The youth today are impatient. If they take up entrepreneurship, they will require some hand-holding. They would need financial assistance from banks and a lot of business counselling. Are banks willing to take the risk to fund first generation entrepreneurs? Are there enough institutions for skilling our youth on entrepreneurship and the mental resilience needed to be an entrepreneur. And what about finding the market? An entrepreneur has to look at the entire value chain.
Normally banks tend to fund people in known businesses. It’s a different matter that the public sector banks have sunk in thousands of crores to fly-by-night operators like the Vijay Mallyas and Nirav Modis of this world. In fact the banking system itself needs to be reformatted to do the work it was envisaged to in the first place.

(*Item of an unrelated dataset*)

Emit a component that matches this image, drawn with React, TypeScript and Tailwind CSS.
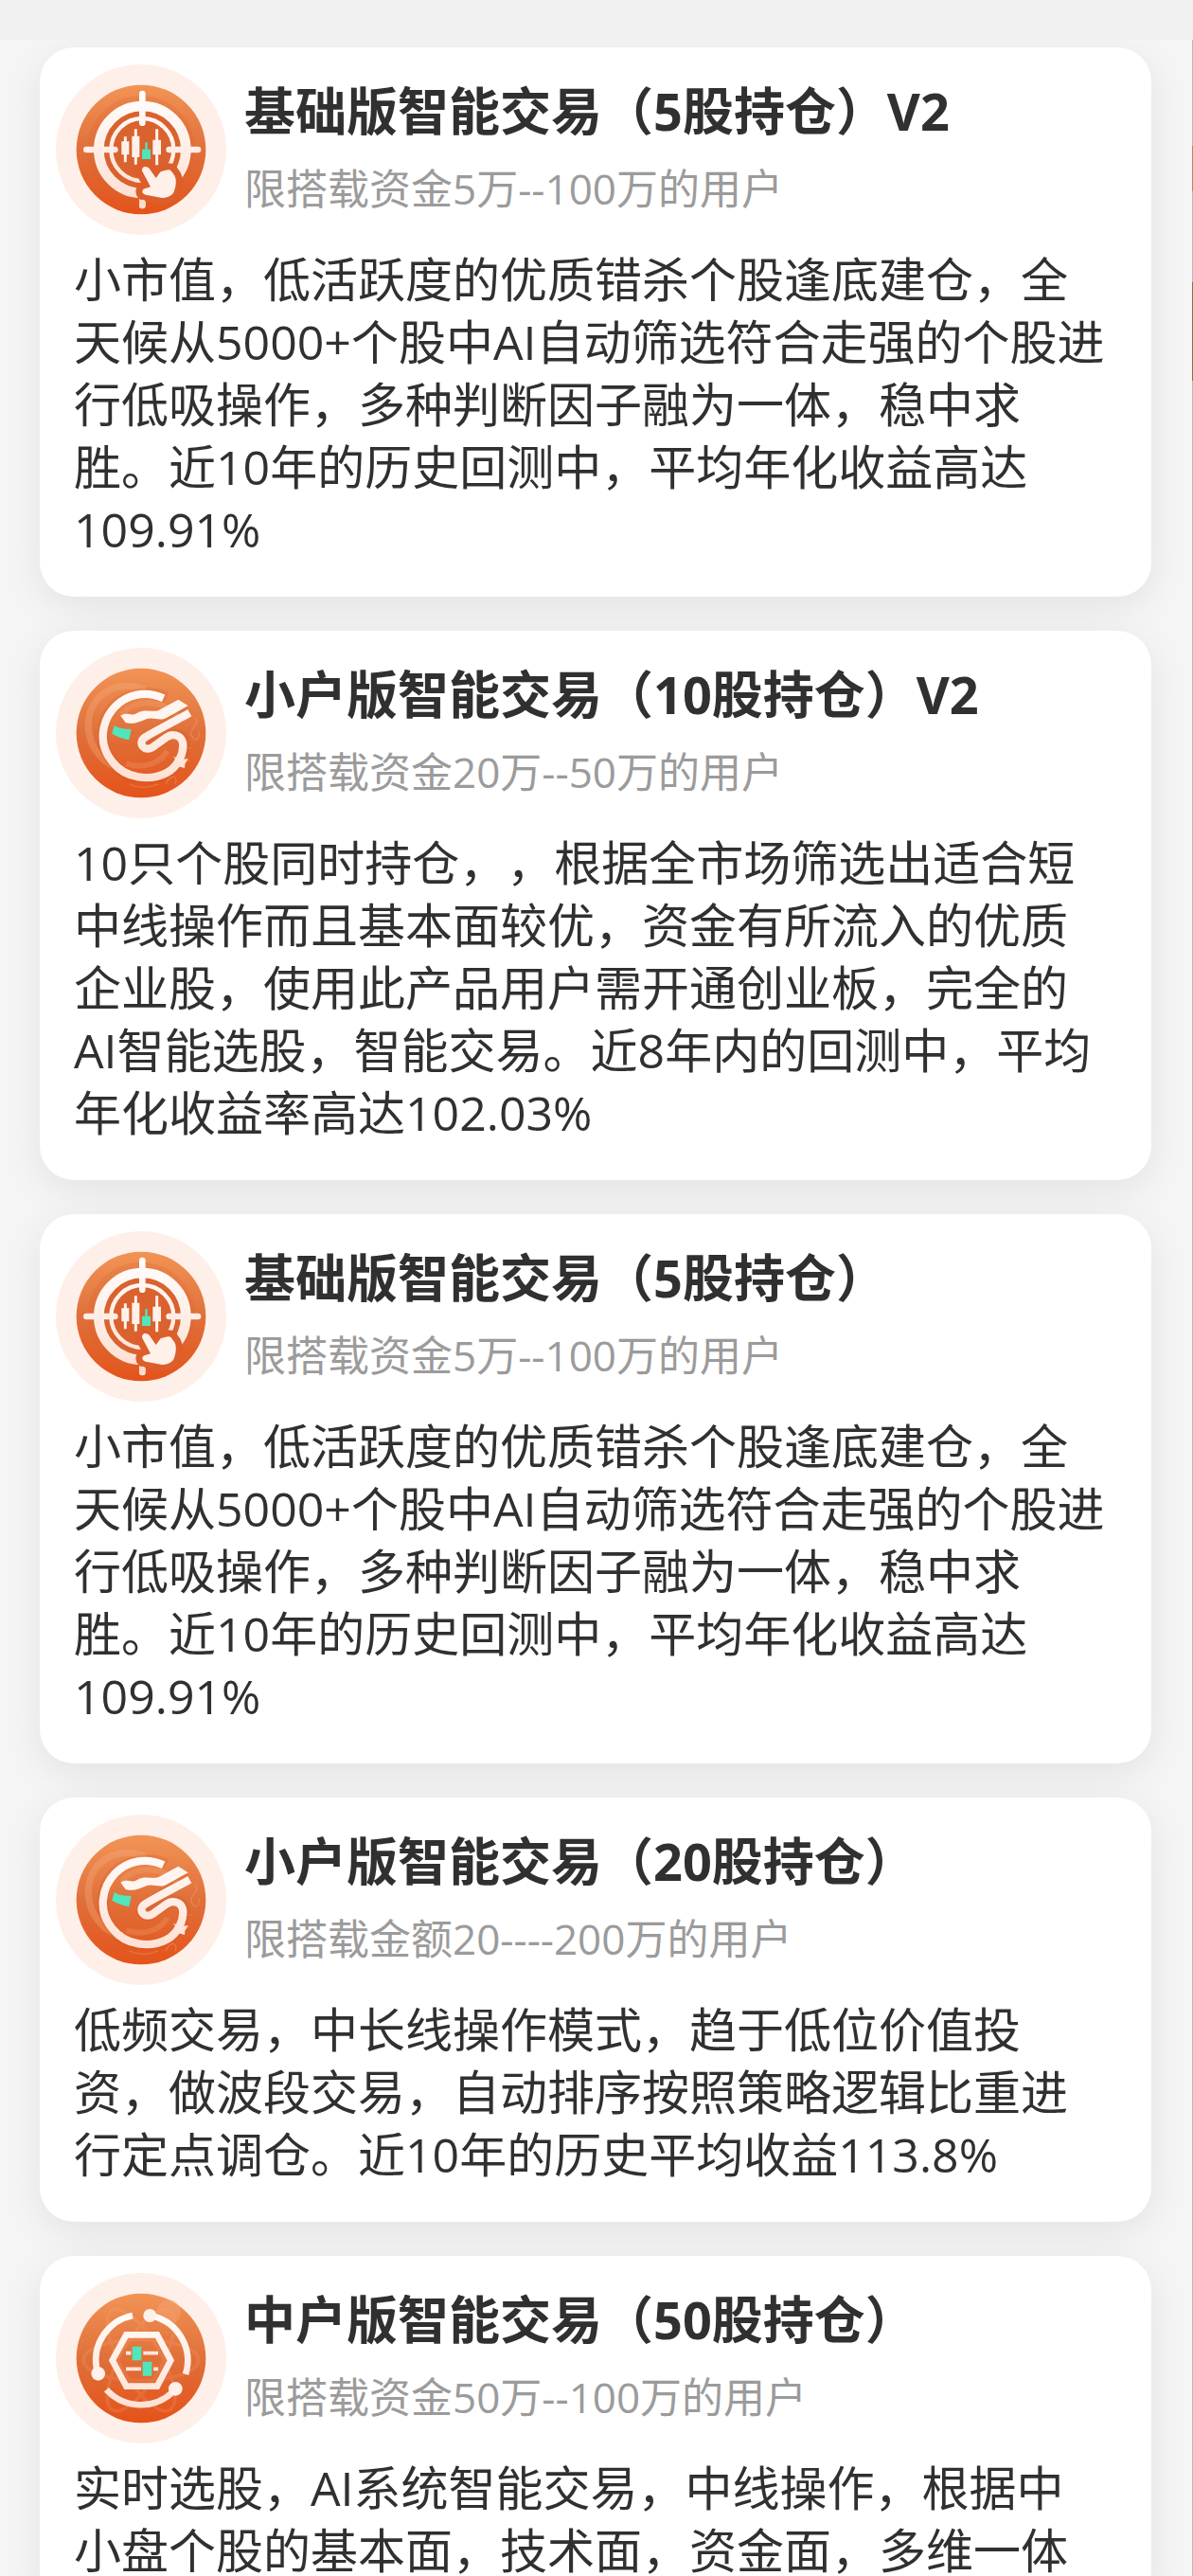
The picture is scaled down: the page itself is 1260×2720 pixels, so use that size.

There is undoubtedly a lot of pressure on the NDA Government to make good on its promises in the last Lok Sabha election. But things don’t look too good on the ground as there was huge backlog that the NDA government inherited from its predecessor. It’s difficult to correct a governance system that has been self – serving for 70 years.
It’s also a predicament to tone up the financial systems in this country, which seems to favour defaulters. We are not an easy country to govern by any yardstick. India is a composition of disparate forces each with their own agenda. Our governance system from the very beginning ignored the largest stakeholders — the public. Bu without public engagement how can there be governance? Indeed the people are the sine qua non of governance.
In this confused scenario, political parties have been winning elections by promising the electorate certain deliverables. Sometimes they succeed; many times they don’t and are ousted out. We are a country whose citizenry is very political but do not engage sufficiently with their respective governments, instead preferring to watch from the sidelines.
And then when they experience failure of governance, that sentiment gets transferred into rage. They rage against statues and beat up individuals. This will not do. It’s time to rage for the right causes.